BRIEF
Return all the data below as it stands, minus the pictures.

PROVIDED DATA
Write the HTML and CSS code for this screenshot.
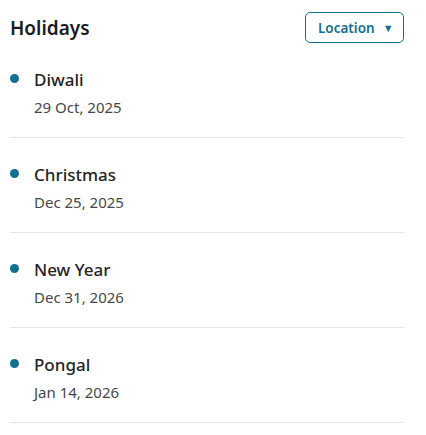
FILE: index.html
```html
<!DOCTYPE html>
<html lang="en">
<head>
<meta charset="utf-8">
<title>Holidays</title>
<link rel="stylesheet" href="styles.css">
</head>
<body>
<div class="panel">
  <header class="header">
    <h2 class="title">Holidays</h2>
    <button class="loc-btn" type="button">Location <span class="caret">▼</span></button>
  </header>
  <ul class="list">
    <li class="item"><span class="dot"></span><div class="info"><div class="name">Diwali</div><div class="date">29 Oct, 2025</div></div></li>
    <li class="item"><span class="dot"></span><div class="info"><div class="name">Christmas</div><div class="date">Dec 25, 2025</div></div></li>
    <li class="item"><span class="dot"></span><div class="info"><div class="name">New Year</div><div class="date">Dec 31, 2026</div></div></li>
    <li class="item"><span class="dot"></span><div class="info"><div class="name">Pongal</div><div class="date">Jan 14, 2026</div></div></li>
  </ul>
</div>
</body>
</html>
```
FILE: styles.css
```css
* { box-sizing: border-box; }
html, body { margin: 0; background: #ffffff; }
body { font-family: "Noto Sans", "Open Sans", sans-serif; color: #242424; }
.panel { padding: 0 22px 0 10px; }
.header { display: flex; justify-content: space-between; align-items: center; padding-top: 12px; height: 43px; }
.title { margin: 0; font-size: 19px; font-weight: 600; line-height: 26px; color: #1b1b1b; }
.loc-btn {
  height: 31px; width: 99px; padding: 0 0 0 12px;
  display: flex; align-items: center; gap: 8px;
  border: 1px solid #136f8f; border-radius: 5px; background: #fff;
  color: #136f8f; font-family: inherit; font-size: 13.5px; font-weight: 600;
}
.caret { font-size: 11px; line-height: 1; }
.list { list-style: none; margin: 0; padding: 0; }
.item { display: flex; gap: 15px; padding: 25px 0 19px; border-bottom: 1px solid #e6e6e6; }
.dot { width: 9px; height: 9px; border-radius: 50%; background: #136f8f; margin-top: 6px; flex: none; }
.name { font-size: 17px; font-weight: 500; line-height: 24px; color: #242424; }
.date { font-size: 15px; line-height: 22px; margin-top: 4px; color: #474747; }
```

RESULT FOR THIS EXERCISE
Write the HTML and CSS code for this screenshot.
FILE: index.html
```html
<!DOCTYPE html>
<html lang="en">
<head>
<meta charset="utf-8">
<title>Holidays</title>
<link rel="stylesheet" href="styles.css">
</head>
<body>
<div class="panel">
  <header class="header">
    <h2 class="title">Holidays</h2>
    <button class="loc-btn" type="button">Location <span class="caret">▼</span></button>
  </header>
  <ul class="list">
    <li class="item"><span class="dot"></span><div class="info"><div class="name">Diwali</div><div class="date">29 Oct, 2025</div></div></li>
    <li class="item"><span class="dot"></span><div class="info"><div class="name">Christmas</div><div class="date">Dec 25, 2025</div></div></li>
    <li class="item"><span class="dot"></span><div class="info"><div class="name">New Year</div><div class="date">Dec 31, 2026</div></div></li>
    <li class="item"><span class="dot"></span><div class="info"><div class="name">Pongal</div><div class="date">Jan 14, 2026</div></div></li>
  </ul>
</div>
</body>
</html>
```
FILE: styles.css
```css
* { box-sizing: border-box; }
html, body { margin: 0; background: #ffffff; }
body { font-family: "Noto Sans", "Open Sans", sans-serif; color: #242424; }
.panel { padding: 0 22px 0 10px; }
.header { display: flex; justify-content: space-between; align-items: center; padding-top: 12px; height: 43px; }
.title { margin: 0; font-size: 19px; font-weight: 600; line-height: 26px; color: #1b1b1b; }
.loc-btn {
  height: 31px; width: 99px; padding: 0 0 0 12px;
  display: flex; align-items: center; gap: 8px;
  border: 1px solid #136f8f; border-radius: 5px; background: #fff;
  color: #136f8f; font-family: inherit; font-size: 13.5px; font-weight: 600;
}
.caret { font-size: 11px; line-height: 1; }
.list { list-style: none; margin: 0; padding: 0; }
.item { display: flex; gap: 15px; padding: 25px 0 19px; border-bottom: 1px solid #e6e6e6; }
.dot { width: 9px; height: 9px; border-radius: 50%; background: #136f8f; margin-top: 6px; flex: none; }
.name { font-size: 17px; font-weight: 500; line-height: 24px; color: #242424; }
.date { font-size: 15px; line-height: 22px; margin-top: 4px; color: #474747; }
```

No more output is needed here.